Your task. Drop the images; return everything else in the listing below exactly.
--- START Given material ---
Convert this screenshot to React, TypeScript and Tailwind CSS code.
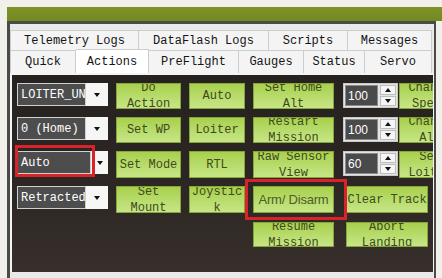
import type { ReactNode } from "react";

const mono = "font-['Liberation_Mono','DejaVu_Sans_Mono',monospace]";

function Tab({ label, w, active = false }: { label: string; w: string; active?: boolean }) {
  return (
    <div
      className={`${w} flex shrink-0 items-center justify-center border-r border-t border-[#cdcdcd] text-[12px] text-[#141414] ${mono} ${
        active ? "-mt-px h-[24px] bg-white" : "h-full bg-[#f4f4f4]"
      }`}
    >
      {label}
    </div>
  );
}

function Btn({ children, className = "", sans = false }: { children: ReactNode; className?: string; sans?: boolean }) {
  return (
    <div
      className={`flex items-center justify-center overflow-hidden border border-[#86a63a] bg-linear-to-b from-[#a8d04b] to-[#c7e686] text-center ${
        sans
          ? "font-['Liberation_Sans',Arial,sans-serif] text-[13px] tracking-[-0.2px] text-[#4d5d26]"
          : `${mono} text-[12px] leading-[16px] text-[#3d4a1c]`
      } ${className}`}
    >
      <span className="whitespace-nowrap">{children}</span>
    </div>
  );
}

function Combo({ value, field = "w-[69px]" }: { value: string; field?: string }) {
  return (
    <div className="flex h-[23px] w-[91px] self-start bg-[#f6f6f6]">
      <div
        className={`${field} flex h-full shrink-0 items-center overflow-hidden whitespace-nowrap border border-[#cfcfcf] bg-[#4d4d4d] pl-[3px] text-[12px] text-white ${mono}`}
      >
        {value}
      </div>
      <div className="flex flex-1 items-center justify-center">
        <div className="h-0 w-0 border-x-[3.5px] border-t-[4px] border-x-transparent border-t-[#111]" />
      </div>
    </div>
  );
}

function Spin({ value }: { value: string }) {
  return (
    <div className="ml-px flex h-[25px] w-[55px] shrink-0 self-start border border-[#c9c9c9] bg-[#e4e4e4] p-px">
      <div className="flex flex-1 items-center border border-[#8a8a8a] bg-[#4a4a4a] pl-[2px] font-['Liberation_Sans',Arial,sans-serif] text-[12px] text-white">
        {value}
      </div>
      <div className="ml-[2px] flex w-[16px] flex-col gap-px">
        <div className="flex flex-1 items-center justify-center border border-[#bdbdbd] bg-[#f5f5f5]">
          <div className="h-0 w-0 border-x-[3px] border-b-[4px] border-x-transparent border-b-[#111]" />
        </div>
        <div className="flex flex-1 items-center justify-center border border-[#bdbdbd] bg-[#f5f5f5]">
          <div className="h-0 w-0 border-x-[3px] border-t-[4px] border-x-transparent border-t-[#111]" />
        </div>
      </div>
    </div>
  );
}

function SpinCell({ value, label }: { value: string; label: ReactNode }) {
  return (
    <div className="flex gap-px">
      <Spin value={value} />
      <Btn className="w-[62px] shrink-0">{label}</Btn>
    </div>
  );
}

export default function App() {
  return (
    <div className="h-[278px] w-[442px] overflow-hidden bg-[#f2f0eb] pl-[7px] pt-[7px]">
      <div className="h-[14px] bg-linear-to-b from-[#7f9328] to-[#748822]" />
      <div className="flex h-[257px] w-[429px] flex-col border-l-[3px] border-r-[2px] border-t-[3px] border-[#4a4a48] bg-[#e9e9e9] pt-[6px]">
        <div className="flex h-[20px] w-[421px] border-l border-[#cdcdcd]">
          <Tab label="Telemetry Logs" w="w-[128px]" />
          <Tab label="DataFlash Logs" w="w-[130px]" />
          <Tab label="Scripts" w="w-[79px]" />
          <Tab label="Messages" w="w-[84px]" />
        </div>
        <div className="flex h-[23px] w-[421px] items-start border-l border-[#cdcdcd]">
          <Tab label="Quick" w="w-[65px]" />
          <Tab label="Actions" w="w-[73px]" active />
          <Tab label="PreFlight" w="w-[90px]" />
          <Tab label="Gauges" w="w-[65px]" />
          <Tab label="Status" w="w-[61px]" />
          <Tab label="Servo" w="w-[67px]" />
        </div>
        <div className="h-[199px] w-[424px] overflow-hidden border-l-2 border-r border-t-2 border-[#f4f4f4] bg-linear-to-b from-[#26221f] via-[#2b2623] to-[#372f2b] pl-[5px] pt-[8px]">
          <div className="grid grid-cols-[91px_65px_56px_81px_auto] grid-rows-[26px_26px_27px_28px_25px] gap-x-2 gap-y-2">
            <Combo value="LOITER_UNLIM" />
            <Btn>Do<br />Action</Btn>
            <Btn>Auto</Btn>
            <Btn>Set Home<br />Alt</Btn>
            <SpinCell value="100" label={<>Change<br />Speed</>} />

            <Combo value="0 (Home)" />
            <Btn>Set WP</Btn>
            <Btn>Loiter</Btn>
            <Btn>Restart<br />Mission</Btn>
            <SpinCell value="100" label={<>Change<br />Alt</>} />

            <div className="relative">
              <Combo value="Auto" field="w-[74px]" />
              <div className="absolute -left-[2px] -top-[6px] h-[32px] w-[80px] border-[3px] border-[#d8232a]" />
            </div>
            <Btn>Set Mode</Btn>
            <Btn>RTL</Btn>
            <Btn>Raw Sensor<br />View</Btn>
            <SpinCell value="60" label={<>Set<br />Loiter</>} />

            <Combo value="Retracted" />
            <Btn className="h-[27px]">Set<br />Mount</Btn>
            <Btn className="h-[27px]">Joystic<br />k</Btn>
            <div className="relative">
              <Btn sans className="h-[27px]">Arm/ Disarm</Btn>
              <div className="absolute -left-[8px] -top-[7px] h-[41px] w-[102px] border-[3px] border-[#d8232a]" />
            </div>
            <Btn className="ml-[4px] h-[27px] w-[82px]">Clear Track</Btn>

            <div />
            <div />
            <div />
            <Btn>Resume<br />Mission</Btn>
            <Btn className="ml-[4px] w-[82px]">Abort<br />Landing</Btn>
          </div>
        </div>
      </div>
    </div>
  );
}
--- END Given material ---
Written answer.
Convert this screenshot to React, TypeScript and Tailwind CSS code.
import type { ReactNode } from "react";

const mono = "font-['Liberation_Mono','DejaVu_Sans_Mono',monospace]";

function Tab({ label, w, active = false }: { label: string; w: string; active?: boolean }) {
  return (
    <div
      className={`${w} flex shrink-0 items-center justify-center border-r border-t border-[#cdcdcd] text-[12px] text-[#141414] ${mono} ${
        active ? "-mt-px h-[24px] bg-white" : "h-full bg-[#f4f4f4]"
      }`}
    >
      {label}
    </div>
  );
}

function Btn({ children, className = "", sans = false }: { children: ReactNode; className?: string; sans?: boolean }) {
  return (
    <div
      className={`flex items-center justify-center overflow-hidden border border-[#86a63a] bg-linear-to-b from-[#a8d04b] to-[#c7e686] text-center ${
        sans
          ? "font-['Liberation_Sans',Arial,sans-serif] text-[13px] tracking-[-0.2px] text-[#4d5d26]"
          : `${mono} text-[12px] leading-[16px] text-[#3d4a1c]`
      } ${className}`}
    >
      <span className="whitespace-nowrap">{children}</span>
    </div>
  );
}

function Combo({ value, field = "w-[69px]" }: { value: string; field?: string }) {
  return (
    <div className="flex h-[23px] w-[91px] self-start bg-[#f6f6f6]">
      <div
        className={`${field} flex h-full shrink-0 items-center overflow-hidden whitespace-nowrap border border-[#cfcfcf] bg-[#4d4d4d] pl-[3px] text-[12px] text-white ${mono}`}
      >
        {value}
      </div>
      <div className="flex flex-1 items-center justify-center">
        <div className="h-0 w-0 border-x-[3.5px] border-t-[4px] border-x-transparent border-t-[#111]" />
      </div>
    </div>
  );
}

function Spin({ value }: { value: string }) {
  return (
    <div className="ml-px flex h-[25px] w-[55px] shrink-0 self-start border border-[#c9c9c9] bg-[#e4e4e4] p-px">
      <div className="flex flex-1 items-center border border-[#8a8a8a] bg-[#4a4a4a] pl-[2px] font-['Liberation_Sans',Arial,sans-serif] text-[12px] text-white">
        {value}
      </div>
      <div className="ml-[2px] flex w-[16px] flex-col gap-px">
        <div className="flex flex-1 items-center justify-center border border-[#bdbdbd] bg-[#f5f5f5]">
          <div className="h-0 w-0 border-x-[3px] border-b-[4px] border-x-transparent border-b-[#111]" />
        </div>
        <div className="flex flex-1 items-center justify-center border border-[#bdbdbd] bg-[#f5f5f5]">
          <div className="h-0 w-0 border-x-[3px] border-t-[4px] border-x-transparent border-t-[#111]" />
        </div>
      </div>
    </div>
  );
}

function SpinCell({ value, label }: { value: string; label: ReactNode }) {
  return (
    <div className="flex gap-px">
      <Spin value={value} />
      <Btn className="w-[62px] shrink-0">{label}</Btn>
    </div>
  );
}

export default function App() {
  return (
    <div className="h-[278px] w-[442px] overflow-hidden bg-[#f2f0eb] pl-[7px] pt-[7px]">
      <div className="h-[14px] bg-linear-to-b from-[#7f9328] to-[#748822]" />
      <div className="flex h-[257px] w-[429px] flex-col border-l-[3px] border-r-[2px] border-t-[3px] border-[#4a4a48] bg-[#e9e9e9] pt-[6px]">
        <div className="flex h-[20px] w-[421px] border-l border-[#cdcdcd]">
          <Tab label="Telemetry Logs" w="w-[128px]" />
          <Tab label="DataFlash Logs" w="w-[130px]" />
          <Tab label="Scripts" w="w-[79px]" />
          <Tab label="Messages" w="w-[84px]" />
        </div>
        <div className="flex h-[23px] w-[421px] items-start border-l border-[#cdcdcd]">
          <Tab label="Quick" w="w-[65px]" />
          <Tab label="Actions" w="w-[73px]" active />
          <Tab label="PreFlight" w="w-[90px]" />
          <Tab label="Gauges" w="w-[65px]" />
          <Tab label="Status" w="w-[61px]" />
          <Tab label="Servo" w="w-[67px]" />
        </div>
        <div className="h-[199px] w-[424px] overflow-hidden border-l-2 border-r border-t-2 border-[#f4f4f4] bg-linear-to-b from-[#26221f] via-[#2b2623] to-[#372f2b] pl-[5px] pt-[8px]">
          <div className="grid grid-cols-[91px_65px_56px_81px_auto] grid-rows-[26px_26px_27px_28px_25px] gap-x-2 gap-y-2">
            <Combo value="LOITER_UNLIM" />
            <Btn>Do<br />Action</Btn>
            <Btn>Auto</Btn>
            <Btn>Set Home<br />Alt</Btn>
            <SpinCell value="100" label={<>Change<br />Speed</>} />

            <Combo value="0 (Home)" />
            <Btn>Set WP</Btn>
            <Btn>Loiter</Btn>
            <Btn>Restart<br />Mission</Btn>
            <SpinCell value="100" label={<>Change<br />Alt</>} />

            <div className="relative">
              <Combo value="Auto" field="w-[74px]" />
              <div className="absolute -left-[2px] -top-[6px] h-[32px] w-[80px] border-[3px] border-[#d8232a]" />
            </div>
            <Btn>Set Mode</Btn>
            <Btn>RTL</Btn>
            <Btn>Raw Sensor<br />View</Btn>
            <SpinCell value="60" label={<>Set<br />Loiter</>} />

            <Combo value="Retracted" />
            <Btn className="h-[27px]">Set<br />Mount</Btn>
            <Btn className="h-[27px]">Joystic<br />k</Btn>
            <div className="relative">
              <Btn sans className="h-[27px]">Arm/ Disarm</Btn>
              <div className="absolute -left-[8px] -top-[7px] h-[41px] w-[102px] border-[3px] border-[#d8232a]" />
            </div>
            <Btn className="ml-[4px] h-[27px] w-[82px]">Clear Track</Btn>

            <div />
            <div />
            <div />
            <Btn>Resume<br />Mission</Btn>
            <Btn className="ml-[4px] w-[82px]">Abort<br />Landing</Btn>
          </div>
        </div>
      </div>
    </div>
  );
}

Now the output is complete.